STATED GOAL: Write out the material exactly. Do not include the pictures.
-- begin DATA SECTION --
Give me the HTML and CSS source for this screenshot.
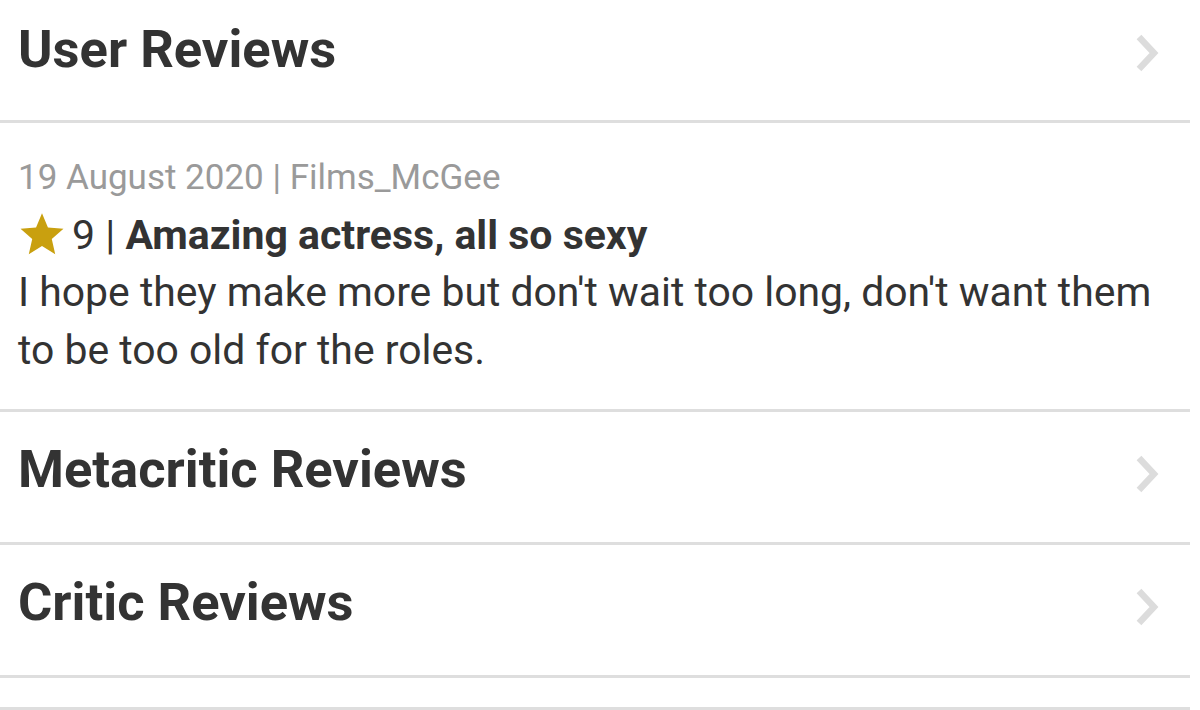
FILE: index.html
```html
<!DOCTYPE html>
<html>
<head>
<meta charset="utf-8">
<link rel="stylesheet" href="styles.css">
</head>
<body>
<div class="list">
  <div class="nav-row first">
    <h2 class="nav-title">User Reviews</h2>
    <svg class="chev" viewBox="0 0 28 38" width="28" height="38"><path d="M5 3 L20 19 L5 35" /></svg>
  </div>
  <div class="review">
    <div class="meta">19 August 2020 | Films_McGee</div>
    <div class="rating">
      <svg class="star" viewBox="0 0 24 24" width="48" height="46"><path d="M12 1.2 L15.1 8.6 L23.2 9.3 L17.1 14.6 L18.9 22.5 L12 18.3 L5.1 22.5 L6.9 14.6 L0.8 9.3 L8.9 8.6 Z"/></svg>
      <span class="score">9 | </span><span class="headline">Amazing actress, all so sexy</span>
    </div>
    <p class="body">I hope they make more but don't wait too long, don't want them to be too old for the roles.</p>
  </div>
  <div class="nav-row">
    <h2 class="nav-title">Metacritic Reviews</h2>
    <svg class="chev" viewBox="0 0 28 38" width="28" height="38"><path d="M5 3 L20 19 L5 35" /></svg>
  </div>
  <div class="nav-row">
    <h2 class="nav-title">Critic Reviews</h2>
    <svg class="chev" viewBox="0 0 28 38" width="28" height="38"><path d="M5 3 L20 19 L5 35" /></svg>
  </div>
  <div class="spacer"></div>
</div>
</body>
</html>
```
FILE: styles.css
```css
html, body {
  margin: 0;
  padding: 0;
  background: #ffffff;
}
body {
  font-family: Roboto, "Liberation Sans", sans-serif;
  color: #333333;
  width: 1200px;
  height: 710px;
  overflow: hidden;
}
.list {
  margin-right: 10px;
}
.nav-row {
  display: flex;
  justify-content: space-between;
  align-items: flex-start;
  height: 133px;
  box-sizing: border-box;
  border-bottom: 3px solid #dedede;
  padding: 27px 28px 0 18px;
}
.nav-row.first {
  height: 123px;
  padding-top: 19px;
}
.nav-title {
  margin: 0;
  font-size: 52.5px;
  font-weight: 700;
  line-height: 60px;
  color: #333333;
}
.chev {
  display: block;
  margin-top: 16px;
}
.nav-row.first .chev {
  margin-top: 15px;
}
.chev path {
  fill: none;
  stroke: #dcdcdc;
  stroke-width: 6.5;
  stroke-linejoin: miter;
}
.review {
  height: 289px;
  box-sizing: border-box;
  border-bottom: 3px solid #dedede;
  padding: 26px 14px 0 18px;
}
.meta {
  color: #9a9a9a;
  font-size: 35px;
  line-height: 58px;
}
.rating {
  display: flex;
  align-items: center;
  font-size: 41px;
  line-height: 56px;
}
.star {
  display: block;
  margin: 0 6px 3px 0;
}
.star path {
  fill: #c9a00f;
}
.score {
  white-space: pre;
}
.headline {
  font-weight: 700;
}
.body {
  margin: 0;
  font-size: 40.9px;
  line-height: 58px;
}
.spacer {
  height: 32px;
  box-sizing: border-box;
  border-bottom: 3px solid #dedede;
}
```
-- end DATA SECTION --
FULL RESPONSE:
Give me the HTML and CSS source for this screenshot.
FILE: index.html
```html
<!DOCTYPE html>
<html>
<head>
<meta charset="utf-8">
<link rel="stylesheet" href="styles.css">
</head>
<body>
<div class="list">
  <div class="nav-row first">
    <h2 class="nav-title">User Reviews</h2>
    <svg class="chev" viewBox="0 0 28 38" width="28" height="38"><path d="M5 3 L20 19 L5 35" /></svg>
  </div>
  <div class="review">
    <div class="meta">19 August 2020 | Films_McGee</div>
    <div class="rating">
      <svg class="star" viewBox="0 0 24 24" width="48" height="46"><path d="M12 1.2 L15.1 8.6 L23.2 9.3 L17.1 14.6 L18.9 22.5 L12 18.3 L5.1 22.5 L6.9 14.6 L0.8 9.3 L8.9 8.6 Z"/></svg>
      <span class="score">9 | </span><span class="headline">Amazing actress, all so sexy</span>
    </div>
    <p class="body">I hope they make more but don't wait too long, don't want them to be too old for the roles.</p>
  </div>
  <div class="nav-row">
    <h2 class="nav-title">Metacritic Reviews</h2>
    <svg class="chev" viewBox="0 0 28 38" width="28" height="38"><path d="M5 3 L20 19 L5 35" /></svg>
  </div>
  <div class="nav-row">
    <h2 class="nav-title">Critic Reviews</h2>
    <svg class="chev" viewBox="0 0 28 38" width="28" height="38"><path d="M5 3 L20 19 L5 35" /></svg>
  </div>
  <div class="spacer"></div>
</div>
</body>
</html>
```
FILE: styles.css
```css
html, body {
  margin: 0;
  padding: 0;
  background: #ffffff;
}
body {
  font-family: Roboto, "Liberation Sans", sans-serif;
  color: #333333;
  width: 1200px;
  height: 710px;
  overflow: hidden;
}
.list {
  margin-right: 10px;
}
.nav-row {
  display: flex;
  justify-content: space-between;
  align-items: flex-start;
  height: 133px;
  box-sizing: border-box;
  border-bottom: 3px solid #dedede;
  padding: 27px 28px 0 18px;
}
.nav-row.first {
  height: 123px;
  padding-top: 19px;
}
.nav-title {
  margin: 0;
  font-size: 52.5px;
  font-weight: 700;
  line-height: 60px;
  color: #333333;
}
.chev {
  display: block;
  margin-top: 16px;
}
.nav-row.first .chev {
  margin-top: 15px;
}
.chev path {
  fill: none;
  stroke: #dcdcdc;
  stroke-width: 6.5;
  stroke-linejoin: miter;
}
.review {
  height: 289px;
  box-sizing: border-box;
  border-bottom: 3px solid #dedede;
  padding: 26px 14px 0 18px;
}
.meta {
  color: #9a9a9a;
  font-size: 35px;
  line-height: 58px;
}
.rating {
  display: flex;
  align-items: center;
  font-size: 41px;
  line-height: 56px;
}
.star {
  display: block;
  margin: 0 6px 3px 0;
}
.star path {
  fill: #c9a00f;
}
.score {
  white-space: pre;
}
.headline {
  font-weight: 700;
}
.body {
  margin: 0;
  font-size: 40.9px;
  line-height: 58px;
}
.spacer {
  height: 32px;
  box-sizing: border-box;
  border-bottom: 3px solid #dedede;
}
```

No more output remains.